- WHAT TO PRODUCE
Identify each line below that contains the word "this", and copy it out.

++++

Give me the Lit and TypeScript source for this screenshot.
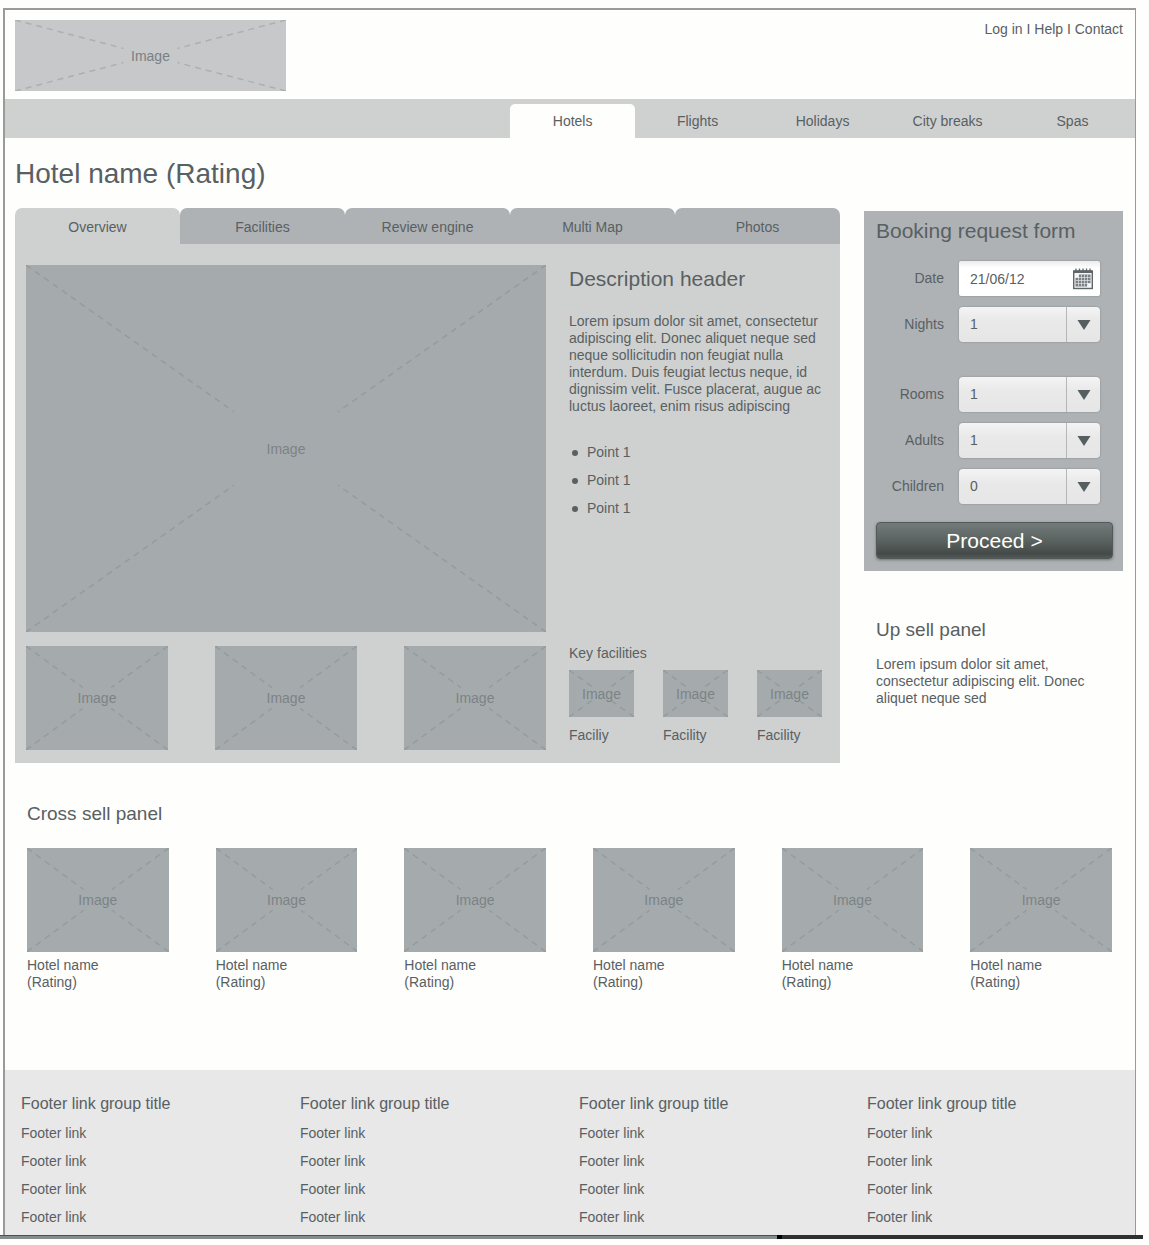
import { LitElement, html, css, svg } from "lit";
import { customElement, property } from "lit/decorators.js";
import { classMap } from "lit/directives/class-map.js";

/** Image placeholder: a flat box crossed by dashed diagonals, with a centred caption. */
@customElement("image-placeholder")
export class ImagePlaceholder extends LitElement {
  static styles = css`
    :host {
      display: grid;
      place-items: center;
      background: #a5abad;
      color: #7c8385;
      font-size: 14px;
      line-height: 16px;
    }
    :host([light]) {
      background: #c6c8ca;
      color: #7a8182;
    }
    .cross,
    .caption {
      grid-area: 1 / 1;
    }
    .cross {
      width: 100%;
      height: 100%;
      min-height: 0;
      display: block;
      overflow: hidden;
      contain: size;
    }
    .cross line {
      stroke: #959b9c;
      stroke-width: 1.5;
      stroke-dasharray: 6 5;
    }
    :host([light]) .cross line {
      stroke: #adafb0;
    }
  `;

  @property({ type: Boolean, reflect: true }) light = false;

  render() {
    const corners = [
      ["0%", "0%", "40%", "40%"],
      ["100%", "0%", "60%", "40%"],
      ["0%", "100%", "40%", "60%"],
      ["100%", "100%", "60%", "60%"],
    ];
    return html`
      <svg class="cross" aria-hidden="true">
        ${corners.map(
          ([x1, y1, x2, y2]) => svg`<line x1=${x1} y1=${y1} x2=${x2} y2=${y2}></line>`
        )}
      </svg>
      <span class="caption">Image</span>
    `;
  }
}

/** Booking form with date, stay length and party size. */
@customElement("booking-form")
export class BookingForm extends LitElement {
  static styles = css`
    :host {
      display: block;
      background: #aeb2b5;
      padding: 8px 10px 12px 12px;
    }
    .title {
      margin: 0 0 18px;
      font-size: 21px;
      line-height: 24px;
      font-weight: 400;
    }
    .fields {
      display: grid;
      gap: 11px;
      padding-right: 13px;
    }
    .field {
      display: grid;
      grid-template-columns: minmax(0, 1fr) 141px;
      column-gap: 15px;
      align-items: center;
    }
    .field.spaced {
      margin-top: 24px;
    }
    .label {
      text-align: right;
      font-size: 14px;
    }
    .control {
      display: grid;
      grid-template-columns: minmax(0, 1fr) 34px;
      height: 35px;
      border-radius: 4px;
      background: linear-gradient(#f4f4f4, #e9e9e9 40%, #e6e6e6);
      box-shadow: 0 0 2px #7c8182;
    }
    .control.date {
      border-radius: 2px;
      background: linear-gradient(#ececec, #ffffff 7px);
    }
    .input {
      grid-area: 1 / 1 / 2 / 3;
      box-sizing: border-box;
      width: 100%;
      height: 100%;
      margin: 0;
      padding: 0 36px 0 11px;
      border: 0;
      border-radius: inherit;
      background: transparent;
      appearance: none;
      font: inherit;
      font-size: 14px;
      color: inherit;
    }
    .mark {
      grid-area: 1 / 2;
      display: grid;
      place-items: center;
      pointer-events: none;
    }
    .mark.split {
      border-left: 1px solid #b4b6b7;
    }
    .proceed {
      display: block;
      width: 100%;
      height: 37px;
      margin: 18px 0 0;
      padding: 0;
      border: 1px solid #525958;
      border-radius: 4px;
      background: linear-gradient(#737b7a, #5b6361 50%, #434a48 88%, #535a59);
      box-shadow: 0 1px 3px #6c7273;
      color: #ffffff;
      font: inherit;
      font-size: 21px;
      line-height: 24px;
    }
  `;

  private selects = [
    { id: "nights", label: "Nights", value: "1", spaced: false },
    { id: "rooms", label: "Rooms", value: "1", spaced: true },
    { id: "adults", label: "Adults", value: "1", spaced: false },
    { id: "children", label: "Children", value: "0", spaced: false },
  ];

  private calendarIcon() {
    return html`
      <svg width="22" height="22" viewBox="0 0 22 22" aria-hidden="true">
        <rect x="1.700" y="3" width="18.600" height="17.500" fill="#f6f6f6" stroke="#5f6669" stroke-width="1.400" />
        <rect x="2" y="2.500" width="18" height="2.500" fill="#5f6669" />
        <path
          d="M4 0.500v4M7.500 0.500v4M11 0.500v4M14.500 0.500v4M18 0.500v4"
          stroke="#5f6669"
          stroke-width="1.300"
        />
        <path d="M7 6.500h11.500v8.500h-3.500v3.500h-11.500v-8.500h3.500z" fill="#7a8083" />
        <path
          d="M6.500 6.500v12M9.500 6.500v12M12.500 6.500v12M15.500 6.500v12M3.500 9.500h15M3.500 12.500h15M3.500 15.500h15"
          stroke="#e3e4e5"
          stroke-width="0.700"
        />
      </svg>
    `;
  }

  render() {
    return html`
      <form @submit=${(e: Event) => e.preventDefault()}>
        <h2 class="title">Booking request form</h2>
        <div class="fields">
          <div class="field">
            <label class="label" for="date">Date</label>
            <div class="control date">
              <input class="input" id="date" type="text" value="21/06/12" />
              <span class="mark">${this.calendarIcon()}</span>
            </div>
          </div>
          ${this.selects.map(
            (s) => html`
              <div class=${classMap({ field: true, spaced: s.spaced })}>
                <label class="label" for=${s.id}>${s.label}</label>
                <div class="control">
                  <select class="input" id=${s.id}>
                    <option>${s.value}</option>
                  </select>
                  <span class="mark split">
                    <svg width="14" height="10" viewBox="0 0 14 10" aria-hidden="true">
                      <path d="M0.500 0h13L7 10z" fill="#565e60" />
                    </svg>
                  </span>
                </div>
              </div>
            `
          )}
        </div>
        <button class="proceed" type="submit">Proceed &gt;</button>
      </form>
    `;
  }
}

@customElement("app-root")
export class AppRoot extends LitElement {
  static styles = css`
    :host {
      display: block;
      padding-top: 8px;
      background: #fefefd;
      color: #596062;
      font-family: "Liberation Sans", Arial, Helvetica, sans-serif;
      font-size: 14px;
      line-height: 17px;
    }
    a {
      color: inherit;
      text-decoration: none;
    }
    h1,
    h2,
    h3,
    p,
    ul {
      margin: 0;
      padding: 0;
      font-weight: 400;
    }
    ul {
      list-style: none;
    }
    .page {
      margin: 0 13px 0 3px;
      border: solid #999b9b;
      border-width: 2px 1px 0 2px;
    }
    .header {
      display: flex;
      justify-content: space-between;
      align-items: flex-start;
      padding: 10px 12px 8px 10px;
    }
    .logo {
      width: 271px;
      height: 71px;
    }
    .account {
      padding-top: 1px;
    }
    .nav {
      display: flex;
      justify-content: flex-end;
      background: #cfd1d0;
      padding-top: 5px;
    }
    .nav-list {
      display: grid;
      grid-template-columns: repeat(5, minmax(0, 1fr));
      width: 55.3%;
    }
    .nav-link {
      display: block;
      text-align: center;
      line-height: 34px;
      border-radius: 5px 5px 0 0;
    }
    .nav-link.active {
      background: #fefefd;
    }
    .title {
      padding: 20px 10px 18px;
      font-size: 28px;
      line-height: 32px;
    }
    .main {
      display: grid;
      grid-template-columns: minmax(0, 1fr) 259px;
      column-gap: 24px;
      align-items: start;
      padding: 0 12px 0 10px;
    }
    .tabs {
      display: grid;
      grid-template-columns: repeat(5, minmax(0, 1fr));
    }
    .tab {
      height: 36px;
      padding: 2px 0 0;
      border: 0;
      border-radius: 7px 7px 0 0;
      background: #aeb2b5;
      color: inherit;
      font: inherit;
    }
    .tab.active {
      background: #cfd1d0;
    }
    .panel {
      display: grid;
      grid-template-columns: minmax(0, 520fr) minmax(0, 260fr);
      column-gap: 23px;
      padding: 21px 11px 13px;
      background: #cfd1d0;
    }
    .gallery {
      display: grid;
      row-gap: 14px;
    }
    .hero {
      aspect-ratio: 520 / 367;
    }
    .thumbs {
      display: grid;
      grid-template-columns: repeat(3, minmax(0, 1fr));
      column-gap: 47px;
    }
    .thumb {
      aspect-ratio: 142 / 104;
    }
    .details {
      display: flex;
      flex-direction: column;
    }
    .details-title {
      font-size: 21px;
      line-height: 24px;
      padding: 2px 0 22px;
    }
    .points {
      display: grid;
      row-gap: 11px;
      padding-top: 29px;
    }
    .point {
      display: flex;
      align-items: center;
      gap: 9px;
      padding-left: 3px;
    }
    .dot {
      width: 6px;
      height: 6px;
      border-radius: 50%;
      background: #596062;
    }
    .facilities {
      margin-top: auto;
      padding-bottom: 6px;
    }
    .facilities-title {
      font-size: 14px;
    }
    .facility-list {
      display: grid;
      grid-template-columns: repeat(3, 65px);
      column-gap: 29px;
      padding-top: 8px;
    }
    .facility-image {
      height: 47px;
      margin-bottom: 10px;
    }
    .side {
      padding-top: 3px;
    }
    .upsell {
      padding: 48px 12px 0;
    }
    .section-title {
      font-size: 19px;
      line-height: 22px;
    }
    .upsell .section-title {
      padding-bottom: 15px;
    }
    .cross-sell {
      padding: 40px 23px 79px 22px;
    }
    .hotels {
      display: grid;
      grid-template-columns: repeat(6, minmax(0, 1fr));
      column-gap: 47px;
      padding-top: 23px;
    }
    .hotel-image {
      aspect-ratio: 142 / 104;
      margin-bottom: 5px;
    }
    .hotel-name {
      display: block;
    }
    .footer {
      display: grid;
      grid-template-columns: 279fr 279fr 288fr 268fr;
      padding: 24px 0 9px 16px;
      background: #e8e8e8;
    }
    .footer-title {
      font-size: 16px;
      line-height: 20px;
    }
    .footer-links {
      display: grid;
      row-gap: 11px;
      padding-top: 11px;
    }
    .edge {
      display: grid;
      grid-template-columns: 777fr 366fr;
      height: 4px;
      margin-right: 6px;
    }
    .edge-light {
      background: linear-gradient(#4c5254 1px, #868b8e 1px);
    }
    .edge-dark {
      border-left: 5px solid #000000;
      background: #2f3131;
    }
    .below {
      height: 6px;
    }
  `;

  private nav = ["Hotels", "Flights", "Holidays", "City breaks", "Spas"];
  private tabs = ["Overview", "Facilities", "Review engine", "Multi Map", "Photos"];
  private facilities = ["Faciliy", "Facility", "Facility"];

  render() {
    return html`
      <div class="page">
        <header class="header">
          <image-placeholder class="logo" light></image-placeholder>
          <div class="account"><a href="#">Log in</a> I <a href="#">Help</a> I <a href="#">Contact</a></div>
        </header>
        <nav class="nav">
          <div class="nav-list">
            ${this.nav.map(
              (n, i) => html`<a href="#" class=${classMap({ "nav-link": true, active: i === 0 })}>${n}</a>`
            )}
          </div>
        </nav>
        <h1 class="title">Hotel name (Rating)</h1>
        <main class="main">
          <section>
            <div class="tabs" role="tablist">
              ${this.tabs.map(
                (t, i) => html`<button
                  type="button"
                  role="tab"
                  aria-selected=${i === 0 ? "true" : "false"}
                  class=${classMap({ tab: true, active: i === 0 })}
                >${t}</button>`
              )}
            </div>
            <div class="panel" role="tabpanel">
              <div class="gallery">
                <image-placeholder class="hero"></image-placeholder>
                <div class="thumbs">
                  ${[0, 1, 2].map(() => html`<image-placeholder class="thumb"></image-placeholder>`)}
                </div>
              </div>
              <div class="details">
                <h2 class="details-title">Description header</h2>
                <p>
                  Lorem ipsum dolor sit amet, consectetur adipiscing elit. Donec aliquet neque sed
                  neque sollicitudin non feugiat nulla interdum. Duis feugiat lectus neque, id
                  dignissim velit. Fusce placerat, augue ac luctus laoreet, enim risus adipiscing
                </p>
                <ul class="points">
                  ${[0, 1, 2].map(() => html`<li class="point"><span class="dot"></span>Point 1</li>`)}
                </ul>
                <div class="facilities">
                  <h3 class="facilities-title">Key facilities</h3>
                  <div class="facility-list">
                    ${this.facilities.map(
                      (f) => html`<div>
                        <image-placeholder class="facility-image"></image-placeholder>
                        <span>${f}</span>
                      </div>`
                    )}
                  </div>
                </div>
              </div>
            </div>
          </section>
          <aside class="side">
            <booking-form></booking-form>
            <section class="upsell">
              <h2 class="section-title">Up sell panel</h2>
              <p>Lorem ipsum dolor sit amet, consectetur adipiscing elit. Donec aliquet neque sed</p>
            </section>
          </aside>
        </main>
        <section class="cross-sell">
          <h2 class="section-title">Cross sell panel</h2>
          <div class="hotels">
            ${[0, 1, 2, 3, 4, 5].map(
              () => html`<div>
                <image-placeholder class="hotel-image"></image-placeholder>
                <span class="hotel-name">Hotel name</span>
                <span class="hotel-name">(Rating)</span>
              </div>`
            )}
          </div>
        </section>
        <footer class="footer">
          ${[0, 1, 2, 3].map(
            () => html`<div>
              <h3 class="footer-title">Footer link group title</h3>
              <ul class="footer-links">
                ${[0, 1, 2, 3].map(() => html`<li><a href="#">Footer link</a></li>`)}
              </ul>
            </div>`
          )}
        </footer>
      </div>
      <div class="edge"><div class="edge-light"></div><div class="edge-dark"></div></div>
      <div class="below"></div>
    `;
  }
}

++++

- REPLY TO THE EXERCISE
Give me the Lit and TypeScript source for this screenshot.
              <span class="mark">${this.calendarIcon()}</span>
          ${this.selects.map(
            ${this.nav.map(
              ${this.tabs.map(
                    ${this.facilities.map(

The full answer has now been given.